Glasner extends this human-led approach to strategic thinking and problem-solving. For example, problem solving needs the right conditions:
Creativity needs space, and when you want to find ideas, you need space for it. When you're always sitting in your office, it doesn't work anymore. And then I say, okay, let's go home, let's play padel tennis.... and then because then you're not thinking about it it's easier to find the solution, to find the right words.
The right mindset is also essential; he asks his analysts to look at data on opponents with a view to identifying their possible weaknesses, rather than the scale of the challenge ahead. To illustrate this, he gave an example from his tenure at Entracht Frankfurt when they faced a side that been undefeated in the Bundesliga for 14 games but beaten in the Europa League. Match analysis revealed that the perhaps counter-instinctive solution to beating this team was to allow them to take more possession.

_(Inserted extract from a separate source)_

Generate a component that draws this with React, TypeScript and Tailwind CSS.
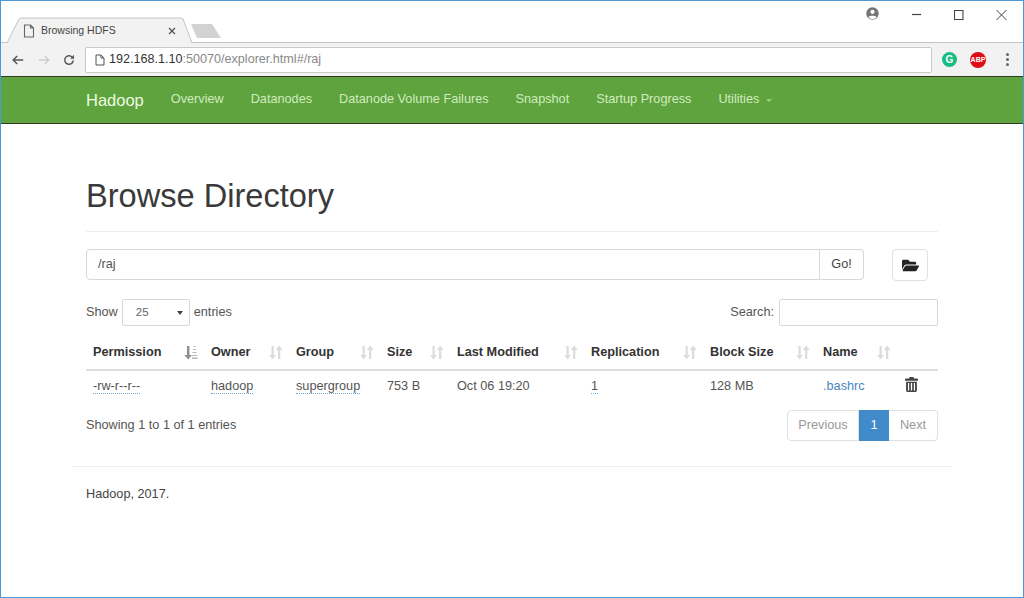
import { FaFolderOpen } from "react-icons/fa";

const navItems = ["Overview", "Datanodes", "Datanode Volume Failures", "Snapshot", "Startup Progress"];

const columns = [
  { label: "Permission", width: "w-[118px]", active: true },
  { label: "Owner", width: "w-[85px]" },
  { label: "Group", width: "w-[91px]" },
  { label: "Size", width: "w-[70px]" },
  { label: "Last Modified", width: "w-[134px]" },
  { label: "Replication", width: "w-[119px]" },
  { label: "Block Size", width: "w-[113px]" },
  { label: "Name", width: "w-[81px]" },
];

function SortIcon({ active }: { active?: boolean }) {
  if (active) {
    return (
      <svg width="14" height="15" viewBox="0 0 14 15" className="text-[#8f8f8f]">
        <path d="M3 1h2.400v9H8l-3.800 4.500L.4 10H3z" fill="currentColor" />
        <path d="M9.500 1h2v1h-2zM9 4h3v1H9zM8.500 7h4v1h-4zM8 10h5v1H8zM8 12.500h5.500v1.500H8z" fill="#b5b5b5" />
      </svg>
    );
  }
  return (
    <svg width="14" height="15" viewBox="0 0 14 15" className="text-[#dcdcdc]">
      <path d="M2.500 1h2.200v9H7l-3.400 4.500L.2 10h2.300z" fill="currentColor" />
      <path d="M9 14V5H6.800l3.400-4.500L13.600 5h-2.300v9z" fill="currentColor" />
    </svg>
  );
}

function TrashIcon() {
  return (
    <svg width="13" height="15" viewBox="0 0 14 16" fill="#444" className="-mt-[5px] ml-[1px]">
      <path d="M5 0h4l.6 1.500H13c.6 0 1 .4 1 1V4H0V2.500c0-.6.4-1 1-1h3.400z" />
      <path d="M1.200 5h11.600v9.500c0 .9-.6 1.500-1.500 1.500H2.700c-.9 0-1.500-.6-1.500-1.500zM3.200 6.500v8h1.300v-8zM6.300 6.500v8h1.400v-8zM9.500 6.500v8h1.300v-8z" fillRule="evenodd" />
    </svg>
  );
}

function BrowserChrome() {
  return (
    <div className="border-b border-[#2d3b26] bg-white">
      <div className="flex h-[42px] items-end justify-between border-b border-[#c4c4c4]">
        <div className="-mb-px flex items-end pl-[6px]">
          <div className="relative h-[26px] w-[186px]">
            <svg width="186" height="26" viewBox="0 0 186 26" className="absolute inset-0">
              <path d="M0 26 L12 2 Q13 1 15 1 H173 Q175 1 176 2 L185 26" fill="#f2f2f2" stroke="#c4c4c4" />
            </svg>
            <div className="relative flex h-full items-center pl-[16px] pr-[17px] pt-[1px] text-[10.500px] text-[#444]">
              <svg width="12" height="14" viewBox="0 0 12 14" fill="none" stroke="#666" strokeWidth="1.100">
                <path d="M1.500 1h6l3 3v9h-9zM7.500 1v3h3" />
              </svg>
              <span className="ml-[6px] flex-1">Browsing HDFS</span>
              <svg width="8" height="8" viewBox="0 0 8 8" stroke="#555" strokeWidth="1.300">
                <path d="M1 1l6 6M7 1L1 7" />
              </svg>
            </div>
          </div>
          <svg width="32" height="16" viewBox="0 0 32 16" className="mb-[4px] ml-[-3px]">
            <path d="M1 1H22L31 15H7z" fill="#d2d2d2" />
          </svg>
        </div>
        <div className="flex h-full items-start pr-[16px] pt-[7px] text-[#555]">
          <svg width="13" height="13" viewBox="0 0 13 13" className="mr-[33px] -mt-[1px]">
            <circle cx="6.500" cy="6.500" r="6.200" fill="#757575" />
            <circle cx="6.500" cy="4.800" r="2.100" fill="#fff" />
            <path d="M2.500 10c.8-1.700 7.200-1.700 8 0-1 1.400-2.500 2-4 2s-3-.6-4-2z" fill="#fff" />
          </svg>
          <svg width="10" height="13" viewBox="0 0 10 13" stroke="#444" className="mr-[32px]">
            <path d="M0 6.500h9" strokeWidth="1.200" />
          </svg>
          <svg width="10" height="13" viewBox="0 0 10 13" fill="none" stroke="#444" className="mr-[32px]">
            <path d="M.5 2.500h8.500v9H.5z" strokeWidth="1.100" />
          </svg>
          <svg width="11" height="13" viewBox="0 0 11 13" stroke="#444">
            <path d="M.5 2l10 10M10.500 2l-10 10" strokeWidth="1" />
          </svg>
        </div>
      </div>
      <div className="flex h-[33px] items-center bg-[#f2f2f2] pl-[11px]">
        <svg width="12" height="12" viewBox="0 0 15 13" fill="none" stroke="#555" strokeWidth="1.800">
          <path d="M14 6.500H2M6.500 1.500l-5 5 5 5" />
        </svg>
        <svg width="12" height="12" viewBox="0 0 15 13" fill="none" stroke="#cfcfcf" strokeWidth="1.800" className="ml-[14px]">
          <path d="M1 6.500h12M8.500 1.500l5 5-5 5" />
        </svg>
        <svg width="12" height="12" viewBox="0 0 14 14" fill="none" stroke="#555" strokeWidth="1.700" className="ml-[13px]">
          <path d="M12 7.500a5 5 0 1 1-1.400-4L12.500 5" />
          <path d="M12.800 1v4.400H8.400" fill="#555" stroke="none" />
        </svg>
        <div className="ml-[10px] flex h-[26px] w-[847px] items-center rounded-[2px] border border-[#c9c9c9] bg-white pl-[9px] text-[12.600px] text-[#888]">
          <svg width="10" height="12" viewBox="0 0 10 12" fill="none" stroke="#555" className="mr-[4px]">
            <path d="M1 1h5l3 3v7H1zM6 1v3h3" />
          </svg>
          <span className="text-[#333]">192.168.1.10</span>
          <span>:50070/explorer.html#/raj</span>
        </div>
        <div className="ml-[10px] flex h-[15px] w-[15px] items-center justify-center rounded-full bg-[#15bd7e] text-[10px] font-bold leading-none text-white">
          G
        </div>
        <div className="ml-[13px] flex h-[16px] w-[16px] items-center justify-center rounded-full bg-[#e00c16] text-[7px] font-bold leading-none text-white">
          ABP
        </div>
        <div className="ml-[20px] flex flex-col gap-[2.500px]">
          <span className="h-[2.500px] w-[2.500px] rounded-full bg-[#666]" />
          <span className="h-[2.500px] w-[2.500px] rounded-full bg-[#666]" />
          <span className="h-[2.500px] w-[2.500px] rounded-full bg-[#666]" />
        </div>
      </div>
    </div>
  );
}

function Navbar() {
  return (
    <nav className="flex h-[47px] items-center border-b border-[#2d3b26] bg-[#5fa33e] pl-[85px] text-[12.700px] text-[#d0ecbe]">
      <span className="mr-[27px] text-[16.500px] text-[#ecfbe0]">Hadoop</span>
      <div className="flex gap-[27px]">
        {navItems.map((item) => (
          <span key={item}>{item}</span>
        ))}
        <span className="flex items-center gap-[7px]">
          Utilities
          <span className="mt-[2px] h-0 w-0 border-x-[3px] border-t-[3px] border-x-transparent border-t-[#9ccc82]" />
        </span>
      </div>
    </nav>
  );
}

function FileTable() {
  const abbr = "border-b border-dotted border-[#6aa9d8]";
  return (
    <table className="w-[852px] table-fixed border-collapse">
      <thead>
        <tr className="border-b-2 border-[#dedede]">
          {columns.map((col) => (
            <th key={col.label} className={`${col.width} h-[36px] pl-[7px] pr-[6px] text-left font-bold text-[#333]`}>
              <div className="flex items-center justify-between pt-[2px]">
                {col.label}
                <SortIcon active={col.active} />
              </div>
            </th>
          ))}
          <th className="w-[41px]" />
        </tr>
      </thead>
      <tbody>
        <tr className="h-[32px] text-[#555]">
          <td className="pl-[7px]">
            <span className={abbr}>-rw-r--r--</span>
          </td>
          <td className="pl-[7px]">
            <span className={abbr}>hadoop</span>
          </td>
          <td className="pl-[7px]">
            <span className={abbr}>supergroup</span>
          </td>
          <td className="pl-[7px]">753 B</td>
          <td className="pl-[7px]">Oct 06 19:20</td>
          <td className="pl-[7px]">
            <span className={abbr}>1</span>
          </td>
          <td className="pl-[7px]">128 MB</td>
          <td className="pl-[7px] text-[#4a86c0]">.bashrc</td>
          <td className="pl-[7px]">
            <TrashIcon />
          </td>
        </tr>
      </tbody>
    </table>
  );
}

export default function App() {
  return (
    <div className="h-[598px] w-[1024px] overflow-hidden border border-[#4a9bd4] bg-white font-['Liberation_Sans',Arial,sans-serif] text-[12.700px] text-[#555]">
      <BrowserChrome />
      <Navbar />
      <main className="ml-[71px] w-[880px] px-[14px]">
        <h1 className="mt-[53px] h-[55px] border-b border-[#eeeeee] text-[32.600px] leading-[38px] text-[#3a3a3a]">
          Browse Directory
        </h1>
        <div className="mt-[17px] flex">
          <div className="flex h-[31px] w-[778px]">
            <div className="flex flex-1 items-center rounded-l-[4px] border border-[#d8d8d8] pl-[11px] pt-[1px] text-[#555]">/raj</div>
            <div className="flex w-[44px] items-center justify-center rounded-r-[4px] border border-l-0 border-[#d8d8d8] pt-[1px] text-[#444]">Go!</div>
          </div>
          <div className="ml-[28px] flex h-[32px] w-[36px] items-center justify-center rounded-[4px] border border-[#e0e0e0] text-[#222]">
            <FaFolderOpen size={17} />
          </div>
        </div>
        <div className="mt-[18px] flex items-center justify-between">
          <div className="flex items-center">
            Show
            <div className="mx-[4px] flex h-[27px] w-[68px] items-center justify-between rounded-[2px] border border-[#d8d8d8] pl-[13px] pr-[6px] text-[11.500px] text-[#666]">
              25
              <span className="h-0 w-0 border-x-[3px] border-t-[4px] border-x-transparent border-t-[#444]" />
            </div>
            entries
          </div>
          <div className="flex items-center gap-[5px]">
            Search:
            <div className="h-[27px] w-[159px] rounded-[2px] border border-[#d8d8d8]" />
          </div>
        </div>
        <div className="mt-[8px]">
          <FileTable />
        </div>
        <div className="mt-[8px] flex items-start justify-between">
          <span className="mt-[6px]">Showing 1 to 1 of 1 entries</span>
          <div className="flex h-[31px] text-[#999]">
            <span className="flex w-[72px] items-center justify-center rounded-l-[4px] border border-[#e0e0e0]">Previous</span>
            <span className="flex w-[30px] items-center justify-center bg-[#428bca] text-white">1</span>
            <span className="flex w-[49px] items-center justify-center rounded-r-[4px] border border-l-0 border-[#e0e0e0]">Next</span>
          </div>
        </div>
      </main>
      <footer className="ml-[71px] mt-[25px] w-[880px] border-t border-[#eeeeee] px-[14px] pt-[18px] text-[#444]">
        Hadoop, 2017.
      </footer>
    </div>
  );
}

However, he emphasised that developing a strategy is only half of the task. It is essential to use data to build a narrative that your team will embrace:
you have to convince the players that they also want to do it. If I think that it's important and you think that it's nonsense, it's nonsense for the group.
Glasner also shared two important pieces of advice on development and career choice:
Firstly, he told the audience, to 'try to find the job you love. Try to find what you like to do. And then you will earn enough money."
And finally, he pointed out that in order to grow and progress, we need to take risks as teams and as individuals:
We would still have candles if there hadn't been a guy who tried more than a thousand times to get electric light. He failed and failed but then he did it. This is the same in football, let's try new things, be open minded, give your best, try, try, try.